Once attackers successfully breach a protocol, their next challenge is converting and dispersing stolen assets without getting caught. The Humanity Protocol hack, which resulted in $36 million in losses, provides a textbook example of this process. Blockchain investigators have tracked the attacker moving stolen funds through multiple wallets, converting some assets into stablecoins, and routing others through various addresses to obscure transaction trails. Reports suggest the hacker has also interacted with centralized exchange services, including KuCoin, in an apparent effort to cash out or further hide the funds.

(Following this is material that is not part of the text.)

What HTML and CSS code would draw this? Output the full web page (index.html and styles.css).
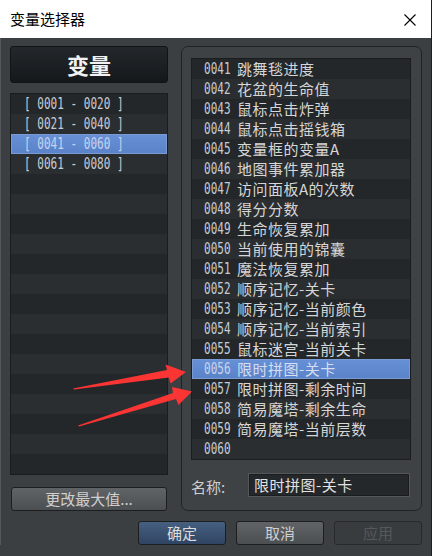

This movement phase is critical for law enforcement and security researchers because it represents a narrow window during which stolen assets can potentially be recovered or frozen. Once funds are dispersed across multiple wallets and blockchain networks, tracking becomes exponentially harder. Security experts continue to monitor the Humanity Protocol hacker's activity closely, but the complexity of cross-chain transactions and stablecoin conversions makes recovery increasingly unlikely as time passes.
Steps to Protect Your Crypto Assets During High-Risk Periods
- Monitor Bridge Activity: Avoid moving large amounts across blockchain bridges during periods of heightened security concerns. Bridges have proven to be frequent attack vectors, so consider holding assets on their native networks when possible.
- Diversify Protocol Exposure: Do not concentrate funds in a single DeFi protocol, especially newer or less-audited projects. Spread holdings across multiple platforms with established security track records and transparent audit histories.
- Withdraw During Contagion Events: When panic spreads through DeFi markets, even unaffected protocols may experience liquidity crunches or operational issues. Consider withdrawing funds to self-custody or established exchanges during periods of widespread hacks.
- Use Hardware Wallets for Large Holdings: Keep significant cryptocurrency amounts in hardware wallets that remain offline, reducing exposure to smart contract exploits or exchange compromises.
- Verify Protocol Security Audits: Before depositing funds into any DeFi protocol, check whether the smart contracts have been audited by reputable security firms and review the audit reports for known vulnerabilities.
Why Are Bridges Such Attractive Targets for Hackers?
Blockchain bridges serve a critical function in the cryptocurrency ecosystem, allowing users to move assets between different networks. However, this functionality comes with inherent security challenges. Bridges must verify transactions across multiple blockchains, a process that requires complex cryptographic mechanisms. If these verification systems contain flaws, attackers can exploit them to mint unlimited tokens or steal funds without authorization. The Taiko exploit specifically targeted the protocol's chain-state verification mechanism, demonstrating that even sophisticated Layer-2 solutions can fall victim to bridge-related attacks.
The appeal of bridges to attackers is straightforward: they handle enormous volumes of value, and a single successful exploit can yield millions in stolen assets. Unlike hacks targeting individual user wallets, bridge exploits affect entire protocols and can trigger systemic contagion across the DeFi ecosystem. Security researchers have noted that June's hack count exceeding 20 major incidents reflects the ongoing difficulty of securing these critical infrastructure components.
What Does This Mean for the Broader Crypto Market?
The June hack surge is occurring against a backdrop of broader market challenges. Bitcoin has remained relatively stable near the $64,000 level, but Ethereum faces its own struggles, moving closer to recording three consecutive losing quarters for the first time in its history. The combination of security breaches and market weakness is creating a challenging environment for DeFi protocols and institutional investors alike.
The cascading nature of DeFi contagion means that even protocols with strong fundamentals and no direct exposure to compromised assets can suffer significant damage. Altura's experience demonstrates this dynamic clearly: the protocol was solvent and unaffected by msUSD's collapse, yet it still faced a $8.5 million withdrawal wave within 24 hours. This pattern suggests that investor confidence in DeFi remains fragile, and security incidents anywhere in the ecosystem can trigger broader panic.
As the second half of 2026 approaches, security will likely remain a top concern for cryptocurrency investors and developers. The frequency of major hacks in June underscores the need for continued investment in smart contract audits, bridge security improvements, and better incident response protocols. Until the industry can demonstrate more consistent security practices, DeFi contagion will remain a significant risk factor for all market participants.